Masses of Gravitational Lenses
When astronomers compare their models to observed lenses, they are able to determine many properties of the lens. In particular, they can deduce the amount of mass in the lens and its distribution. Scientists understood quite early that these analyses might provide a way to measure the mass of galaxies. And gravitational lenses provide a mass measurement that is totally independent of dynamical methods such as the rotation curves of galaxies or the motions of galaxies in a cluster. Because the two methods are distinct, the the lens masses are an excellent check on the dynamical method. If both give consistent values for the masses of systems, we will have added confidence that the masses obtained are correct.
However, the lens masses do have limitations, just as dynamically determined masses do.
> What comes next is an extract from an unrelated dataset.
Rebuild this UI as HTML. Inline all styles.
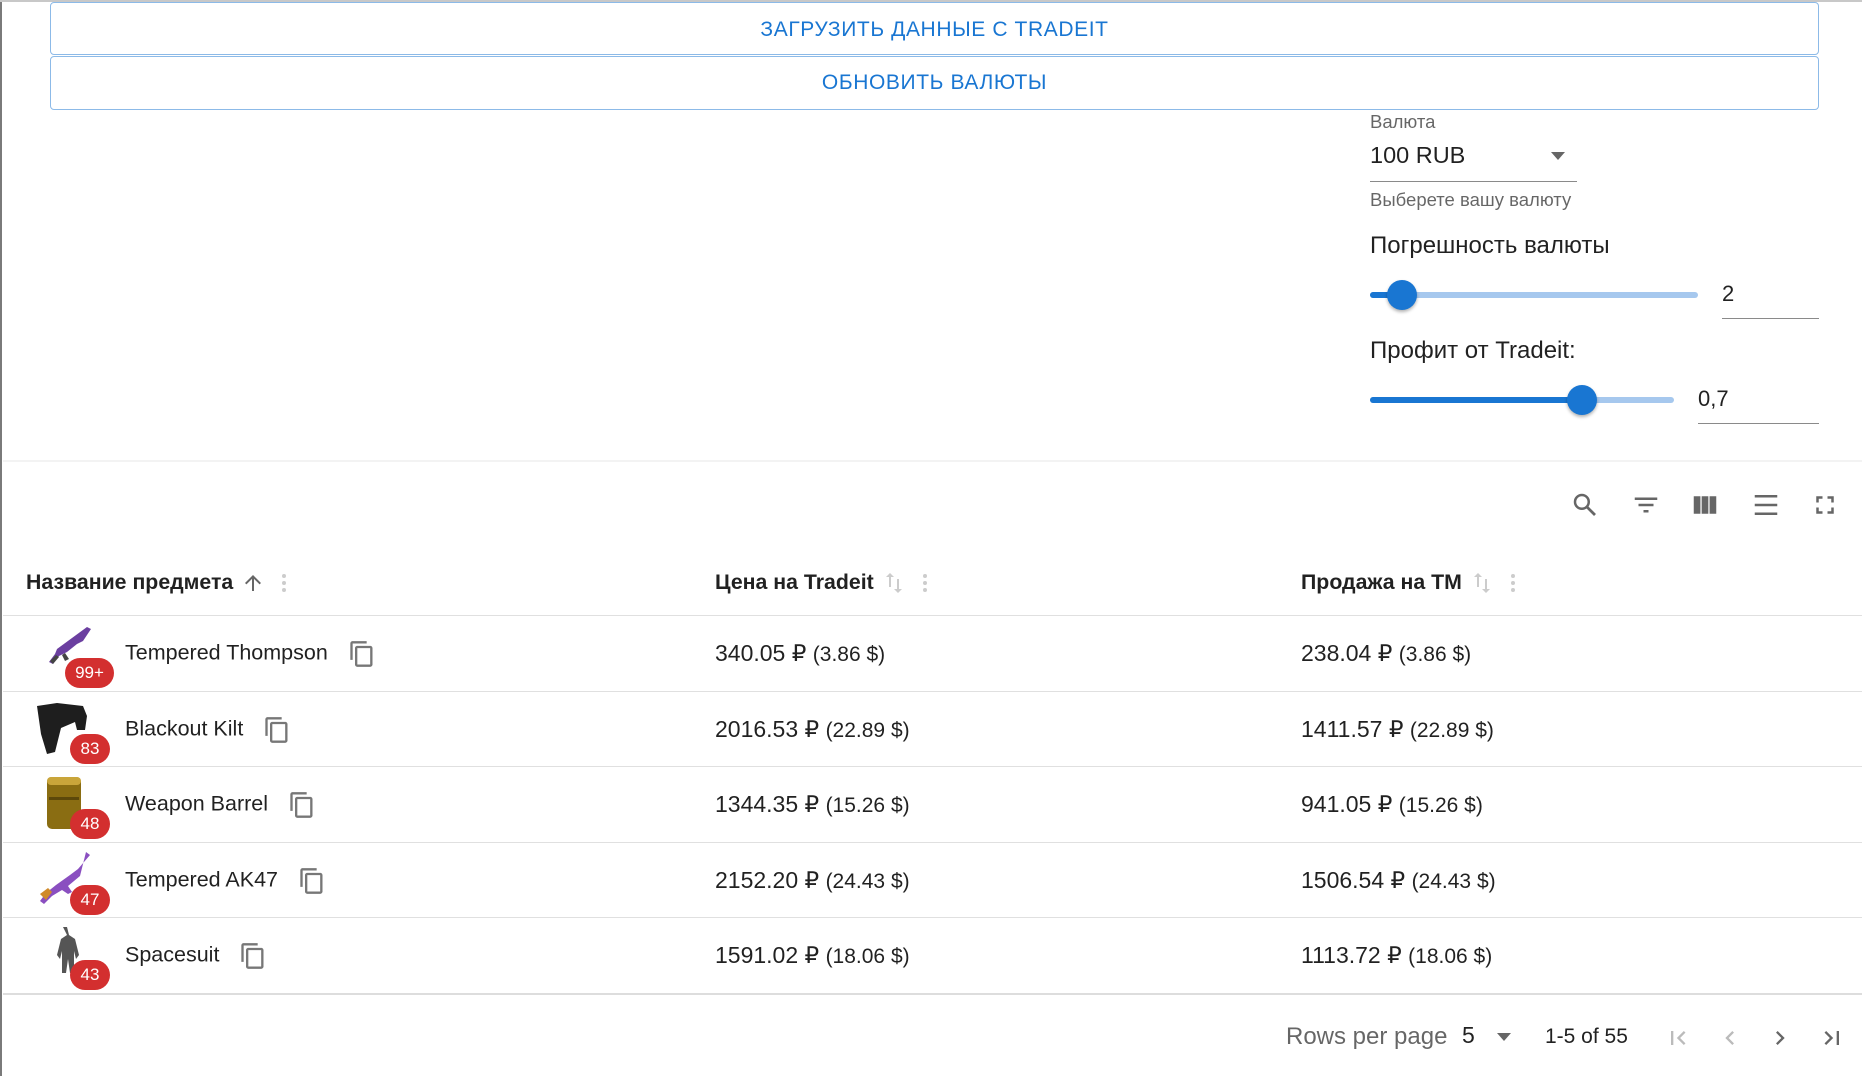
<!DOCTYPE html>
<html><head><meta charset="utf-8"><style>
*{margin:0;padding:0;box-sizing:border-box}
body{width:1862px;height:1076px;background:#fff;font-family:"Liberation Sans",sans-serif;position:relative;overflow:hidden;color:rgba(0,0,0,.87)}
.a{position:absolute}
.btn{position:absolute;left:50px;width:1769px;border:1px solid rgba(25,118,210,.5);border-radius:4px;color:#1976d2;font-size:21px;letter-spacing:.6px;display:flex;align-items:center;justify-content:center}
.ul{position:absolute;height:1px;background:#8a8a8a}
.track{position:absolute;height:6px;border-radius:3px;background:#a6c8ee}
.fill{position:absolute;height:6px;border-radius:3px;background:#1976d2}
.thumb{position:absolute;width:30px;height:30px;border-radius:50%;background:#1976d2;box-shadow:0 2px 3px rgba(0,0,0,.3)}
.row{position:absolute;left:3px;width:1859px;height:1px;background:#e0e0e0}
.cell{position:absolute;font-size:21.5px;color:rgba(0,0,0,.87);white-space:nowrap}
.pr{font-size:23px}
.pr small{font-size:21px}
.badge{position:absolute;height:30px;border-radius:15px;background:#d32f2f;color:#fff;font-size:17px;display:flex;align-items:center;justify-content:center}
.hd{position:absolute;font-size:21.3px;font-weight:bold;color:rgba(0,0,0,.87);top:570px;white-space:nowrap;display:flex;align-items:center}
.hd svg{margin-left:8px}
.copy{display:inline-block;vertical-align:middle;margin-left:20px}
</style></head><body>
<div class="a" style="left:0;top:0;width:2px;height:1076px;background:#7a7a7a"></div>
<div class="a" style="left:0;top:0;width:1862px;height:2px;background:#c8c8c8"></div>
<div class="btn" style="top:2px;height:53px;padding-top:3px">ЗАГРУЗИТЬ ДАННЫЕ С TRADEIT</div>
<div class="btn" style="top:56px;height:54px">ОБНОВИТЬ ВАЛЮТЫ</div>

<div class="a" style="left:1370px;top:111px;font-size:18.5px;color:rgba(0,0,0,.6)">Валюта</div>
<div class="a" style="left:1370px;top:142px;font-size:23.5px">100 RUB</div>
<svg class="a" style="left:1550px;top:151px" width="16" height="10"><path d="M1 1h14L8 9z" fill="#666"/></svg>
<div class="ul" style="left:1370px;top:181px;width:207px"></div>
<div class="a" style="left:1370px;top:189px;font-size:18.5px;color:rgba(0,0,0,.6)">Выберете вашу валюту</div>

<div class="a" style="left:1370px;top:232px;font-size:24px">Погрешность валюты</div>
<div class="track" style="left:1370px;top:292px;width:328px"></div>
<div class="fill" style="left:1370px;top:292px;width:32px"></div>
<div class="thumb" style="left:1387px;top:280px"></div>
<div class="a" style="left:1722px;top:281px;font-size:22px">2</div>
<div class="ul" style="left:1722px;top:318px;width:97px"></div>

<div class="a" style="left:1370px;top:337px;font-size:24px">Профит от Tradeit:</div>
<div class="track" style="left:1370px;top:397px;width:304px"></div>
<div class="fill" style="left:1370px;top:397px;width:212px"></div>
<div class="thumb" style="left:1567px;top:385px"></div>
<div class="a" style="left:1698px;top:386px;font-size:22px">0,7</div>
<div class="ul" style="left:1698px;top:423px;width:121px"></div>

<div class="a" style="left:3px;top:460px;width:1859px;height:2px;background:#f3f3f3"></div>

<svg class="a" style="left:1570px;top:490px" width="30" height="30" viewBox="0 0 24 24"><circle cx="9.5" cy="9.5" r="5.5" fill="none" stroke="#666" stroke-width="2"/><path d="M13.5 13.5l6.5 6.5" stroke="#666" stroke-width="2.2"/></svg>
<svg class="a" style="left:1631px;top:490px" width="30" height="30" viewBox="0 0 24 24"><path fill="#666" d="M10 18h4v-2h-4zM3 6v2h18V6zm3 7h12v-2H6z"/></svg>
<svg class="a" style="left:1690px;top:490px" width="30" height="30" viewBox="0 0 24 24"><path fill="#666" d="M14.67 5v14H9.33V5zm1 14H21V5h-5.33zm-7.34 0V5H3v14z"/></svg>
<svg class="a" style="left:1751px;top:490px" width="30" height="30" viewBox="0 0 24 24"><path fill="#666" d="M3 4h18v2H3zm0 7h18v2H3zm0 7h18v2H3z"/></svg>
<svg class="a" style="left:1810px;top:490px" width="30" height="30" viewBox="0 0 24 24"><path fill="#666" d="M7 14H5v5h5v-2H7zm-2-4h2V7h3V5H5zm12 7h-3v2h5v-5h-2zM14 5v2h3v3h2V5z"/></svg>

<div class="hd" style="left:26px">Название предмета<svg width="24" height="24" viewBox="0 0 24 24"><path fill="#666" d="M4 12l1.41 1.41L11 7.83V20h2V7.83l5.58 5.59L20 12l-8-8z"/></svg><svg width="14" height="24" style="margin-left:12px"><circle cx="7" cy="5" r="2" fill="#ccc"/><circle cx="7" cy="12" r="2" fill="#ccc"/><circle cx="7" cy="19" r="2" fill="#ccc"/></svg></div>
<div class="hd" style="left:715px">Цена на Tradeit<svg width="24" height="24" viewBox="0 0 24 24"><path fill="#ccc" d="M8 2l-4 4h3v10h2V6h3zM16 22l4-4h-3V8h-2v10h-3z"/></svg><svg width="14" height="24" style="margin-left:12px"><circle cx="7" cy="5" r="2" fill="#ccc"/><circle cx="7" cy="12" r="2" fill="#ccc"/><circle cx="7" cy="19" r="2" fill="#ccc"/></svg></div>
<div class="hd" style="left:1301px">Продажа на ТМ<svg width="24" height="24" viewBox="0 0 24 24"><path fill="#ccc" d="M8 2l-4 4h3v10h2V6h3zM16 22l4-4h-3V8h-2v10h-3z"/></svg><svg width="14" height="24" style="margin-left:12px"><circle cx="7" cy="5" r="2" fill="#ccc"/><circle cx="7" cy="12" r="2" fill="#ccc"/><circle cx="7" cy="19" r="2" fill="#ccc"/></svg></div>

<div class="row" style="top:615px"></div>
<div class="row" style="top:691px"></div>
<div class="row" style="top:766px"></div>
<div class="row" style="top:842px"></div>
<div class="row" style="top:917px"></div>
<div class="row" style="top:993px;height:2px;background:#ddd"></div>

<svg class="a" style="left:45px;top:623px" width="50" height="48"><path d="M42 4l4 2-8 12-6 3-10 8-8 4-6 8-4-2 6-8 2-5z" fill="#6b3fa0"/><path d="M20 30l4 6-4 2-3-6z" fill="#444"/><path d="M5 38l6-6 3 2-6 7z" fill="#444"/></svg>
<svg class="a" style="left:33px;top:700px" width="58" height="55"><path d="M4 6l20-3 26 3 4 10-2 14-8 0-2-8-14 6-6 24-8 2-6-20z" fill="#1e1e1e"/></svg>
<svg class="a" style="left:45px;top:775px" width="40" height="58"><rect x="2" y="2" width="34" height="52" rx="5" fill="#8a6d12"/><rect x="2" y="2" width="34" height="8" rx="4" fill="#c9a53a"/><rect x="4" y="22" width="30" height="3" fill="#5c480a"/></svg>
<svg class="a" style="left:36px;top:850px" width="58" height="58"><path d="M50 2l4 3-12 14-8 6-14 10-10 8-6 8 4 3 8-8 10-6 6 4 4-2-4-6 12-10z" fill="#8a4fc0"/><path d="M4 44l8-6 4 4-6 8z" fill="#d08a2a"/></svg>
<svg class="a" style="left:48px;top:925px" width="34" height="60"><path d="M15 2h4l2 8 6 4 4 16-3 4-2-8v22h-4l-2-14-2 14h-4V26l-2 8-3-4 4-16 6-4z" fill="#555"/></svg>

<div class="badge" style="left:65px;top:658px;width:49px">99+</div>
<div class="badge" style="left:70px;top:734px;width:40px">83</div>
<div class="badge" style="left:70px;top:809px;width:40px">48</div>
<div class="badge" style="left:70px;top:885px;width:40px">47</div>
<div class="badge" style="left:70px;top:960px;width:40px">43</div>

<svg width="0" height="0" style="position:absolute"><defs><symbol id="cp" viewBox="0 0 24 24"><path fill="#777" d="M16 1H4c-1.1 0-2 .9-2 2v14h2V3h12zm3 4H8c-1.1 0-2 .9-2 2v14c0 1.1.9 2 2 2h11c1.1 0 2-.9 2-2V7c0-1.1-.9-2-2-2m0 16H8V7h11z"/></symbol></defs></svg>

<div class="cell" style="left:125px;top:640px">Tempered Thompson<svg class="copy" width="28" height="28"><use href="#cp"/></svg></div>
<div class="cell" style="left:125px;top:716px">Blackout Kilt<svg class="copy" width="28" height="28"><use href="#cp"/></svg></div>
<div class="cell" style="left:125px;top:791px">Weapon Barrel<svg class="copy" width="28" height="28"><use href="#cp"/></svg></div>
<div class="cell" style="left:125px;top:867px">Tempered AK47<svg class="copy" width="28" height="28"><use href="#cp"/></svg></div>
<div class="cell" style="left:125px;top:942px">Spacesuit<svg class="copy" width="28" height="28"><use href="#cp"/></svg></div>

<div class="cell pr" style="left:715px;top:640px">340.05 ₽ <small>(3.86 $)</small></div>
<div class="cell pr" style="left:715px;top:716px">2016.53 ₽ <small>(22.89 $)</small></div>
<div class="cell pr" style="left:715px;top:791px">1344.35 ₽ <small>(15.26 $)</small></div>
<div class="cell pr" style="left:715px;top:867px">2152.20 ₽ <small>(24.43 $)</small></div>
<div class="cell pr" style="left:715px;top:942px">1591.02 ₽ <small>(18.06 $)</small></div>

<div class="cell pr" style="left:1301px;top:640px">238.04 ₽ <small>(3.86 $)</small></div>
<div class="cell pr" style="left:1301px;top:716px">1411.57 ₽ <small>(22.89 $)</small></div>
<div class="cell pr" style="left:1301px;top:791px">941.05 ₽ <small>(15.26 $)</small></div>
<div class="cell pr" style="left:1301px;top:867px">1506.54 ₽ <small>(24.43 $)</small></div>
<div class="cell pr" style="left:1301px;top:942px">1113.72 ₽ <small>(18.06 $)</small></div>

<div class="a" style="left:1286px;top:1023px;font-size:24px;color:rgba(0,0,0,.6)">Rows per page</div>
<div class="a" style="left:1462px;top:1022px;font-size:23px">5</div>
<svg class="a" style="left:1496px;top:1032px" width="16" height="10"><path d="M1 1h14L8 9z" fill="#666"/></svg>
<div class="a" style="left:1545px;top:1025px;font-size:21px">1-5 of 55</div>
<svg class="a" style="left:1664px;top:1024px" width="28" height="28" viewBox="0 0 24 24"><path fill="#bbb" d="M18.41 16.59L13.82 12l4.59-4.59L17 6l-6 6 6 6zM6 6h2v12H6z"/></svg>
<svg class="a" style="left:1716px;top:1024px" width="28" height="28" viewBox="0 0 24 24"><path fill="#bbb" d="M15.41 16.59L10.83 12l4.58-4.59L14 6l-6 6 6 6z"/></svg>
<svg class="a" style="left:1766px;top:1024px" width="28" height="28" viewBox="0 0 24 24"><path fill="#666" d="M8.59 16.59L13.17 12 8.59 7.41 10 6l6 6-6 6z"/></svg>
<svg class="a" style="left:1818px;top:1024px" width="28" height="28" viewBox="0 0 24 24"><path fill="#666" d="M5.59 7.41L10.18 12l-4.59 4.59L7 18l6-6-6-6zM16 6h2v12h-2z"/></svg>
</body></html>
For instance, the mass distribution of the various lens components must be assumed. In complex lens systems there can be confusion between the mass distribution in individual galaxies and the effects of nearby galaxies, and it is not always possible to disentangle these using the image distribution alone. Furthermore, the lens analysis is only sensitive to mass within the Einstein radius of the lens, and that does not extend far enough out to probe the entire mass structure of a galaxy. The lens effect can also be subject to additional gravitational effects of unseen matter along the line of sight—in effect, this additional mass can mimic extra mass in the assumed lens itself.
In any event, when mass determinations are made using gravitational lenses they typically show the presence of much more mass than is seen directly via emission of electromagnetic radiation (light in any wavelength), just as the dynamical analyses do. In fact, lensing analysis often requires two or three times as much mass as is inferred using dynamics alone. The discrepancy is likely caused in large part by the uncertainties mentioned above.